Accelerating Dewetting on Deformable Substrates by Adding a Liquid Underlayer
Lin Xu, Günter Reiter, Tongfei Shi and Lijia An. Langmuir 26, 7270–7276 (2010)
Abstract
We investigated the dependence of the dewetting velocity of a thin, low-viscosity polystyrene (PS) top film on a poly(methyl methacrylate) (PMMA) double layer consisting of a low-viscosity underlayer of thickness hL coated with a high-viscosity middle layer of thickness hM. The addition of the liquid underlayer generated complex nonmonotonic behavior of the dewetting velocity as a function of increasing hM. In particular, we observed an acceleration of dewetting for an intermediate range of hM. This phenomenon has been interpreted by a combination deformation of the middle elastic layer and a concurrent change in the contact angle.

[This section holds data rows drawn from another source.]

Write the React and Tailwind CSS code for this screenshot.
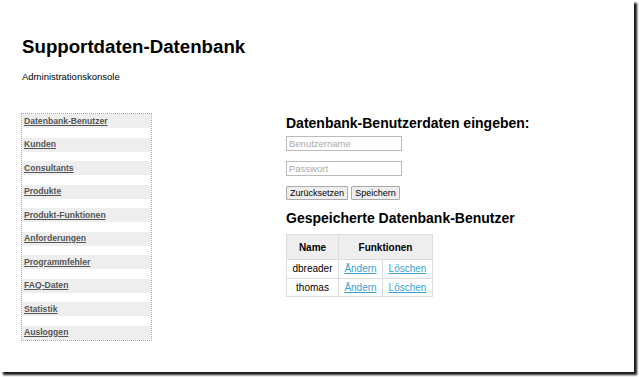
import React from 'react'

const navItems = [
  'Datenbank-Benutzer',
  'Kunden',
  'Consultants',
  'Produkte',
  'Produkt-Funktionen',
  'Anforderungen',
  'Programmfehler',
  'FAQ-Daten',
  'Statistik',
  'Ausloggen',
]

const users = ['dbreader', 'thomas']

export default function App() {
  return (
    <div className="h-[377px] w-[639px] bg-white font-['Liberation_Sans',Arial,sans-serif] text-black">
      <div className="h-[372px] w-[634px] bg-white pl-[21px] pt-[36px] shadow-[3px_3px_2px_rgba(0,0,0,0.9)]">
        <h1 className="pl-px text-[18.7px] font-bold leading-[22px]">Supportdaten-Datenbank</h1>
        <p className="mt-[13px] pl-px text-[9.5px] leading-[12px]">Administrationskonsole</p>

        <div className="mt-[30px] flex">
          {/* navigation */}
          <nav className="flex w-[131px] flex-col gap-[9.5px] border border-dotted border-[#aaa]">
            {navItems.map((item) => (
              <a
                key={item}
                href="#"
                className="flex h-[14px] items-center bg-[#eee] pl-[2px] text-[8.6px] font-bold text-[#555] underline"
              >
                {item}
              </a>
            ))}
          </nav>

          {/* content */}
          <div className="ml-[134px] pt-[2px]">
            <h2 className="text-[14px] font-bold leading-[16px]">Datenbank-Benutzerdaten eingeben:</h2>
            <div className="mt-[5px] flex flex-col gap-[10px]">
              <input
                placeholder="Benutzername"
                className="h-[15px] w-[116px] border border-[#bbb] bg-white px-[2px] text-[9.5px] outline-none placeholder:text-[#aaa]"
              />
              <input
                placeholder="Passwort"
                className="h-[15px] w-[116px] border border-[#bbb] bg-white px-[2px] text-[9.5px] outline-none placeholder:text-[#aaa]"
              />
              <div className="flex gap-[3px]">
                <button className="h-[14px] w-[62px] rounded-[1px] border border-[#aaa] bg-[#eee] text-[9px] leading-none">
                  Zurücksetzen
                </button>
                <button className="h-[14px] w-[49px] rounded-[1px] border border-[#aaa] bg-[#eee] text-[9px] leading-none">
                  Speichern
                </button>
              </div>
            </div>

            <h2 className="mt-[10px] text-[14px] font-bold leading-[16px]">Gespeicherte Datenbank-Benutzer</h2>
            <table className="mt-[8px] border-collapse text-[10px]">
              <thead>
                <tr className="h-[25px] bg-[#eee]">
                  <th className="w-[52px] border border-[#ddd] font-bold">Name</th>
                  <th colSpan={2} className="border border-[#ddd] font-bold">Funktionen</th>
                </tr>
              </thead>
              <tbody>
                {users.map((u) => (
                  <tr key={u} className="h-[18.5px]">
                    <td className="border border-[#ddd] text-center">{u}</td>
                    <td className="w-[44px] border border-[#ddd] text-center">
                      <a href="#" className="text-[#3a9fd5] underline">Ändern</a>
                    </td>
                    <td className="w-[50px] border border-[#ddd] text-center">
                      <a href="#" className="text-[#3a9fd5] underline">Löschen</a>
                    </td>
                  </tr>
                ))}
              </tbody>
            </table>
          </div>
        </div>
      </div>
    </div>
  )
}
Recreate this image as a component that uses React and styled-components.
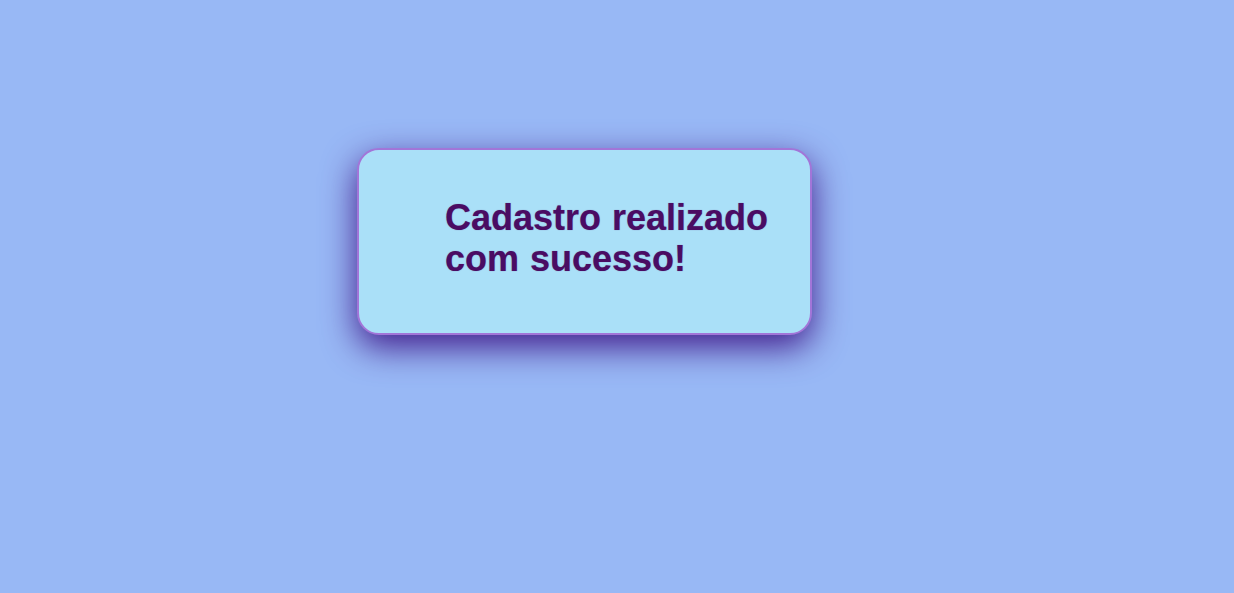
import React from 'react';
import styled, { createGlobalStyle } from 'styled-components';

const GlobalStyle = createGlobalStyle`
  html, body {
    margin: 0;
    padding: 0;
    background: #98b8f5;
  }
  body {
    font-family: "Liberation Sans", Arial, sans-serif;
  }
`;

const Page = styled.main`
  min-height: 593px;
  padding-top: 148px;
  padding-left: 357px;
  box-sizing: border-box;
`;

const Card = styled.div`
  width: 455px;
  height: 187px;
  box-sizing: border-box;
  padding: 47px 30px 0 86px;
  background: #aae0f8;
  border: 2px solid #a275d8;
  border-radius: 22px;
  box-shadow: 0 12px 34px rgba(66, 28, 140, 1);
`;

const Message = styled.h2`
  margin: 0;
  font-size: 36px;
  font-weight: 700;
  line-height: 41px;
  word-spacing: 1px;
  color: #4a0c63;
  text-shadow: 0 0 1px rgba(74, 12, 99, 0.5);
`;

const App = () => (
  <>
    <GlobalStyle />
    <Page>
      <Card>
        <Message>
          Cadastro realizado
          <br />
          com sucesso!
        </Message>
      </Card>
    </Page>
  </>
);

export default App;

On one hand, deformation led to the formation of a trench that dissipated energy during its movement through the liquid underlayer and thus caused a slowing down of dewetting. However, with an increase in the thickness of the elastic middle layer, the size of the trench decreased and its influence on the dewetting velocity also decreased. On the other hand, the deformation of the elastic layer also led to an increase in the contact angle. This increase in the driving capillary forces caused an increase in the dewetting velocity.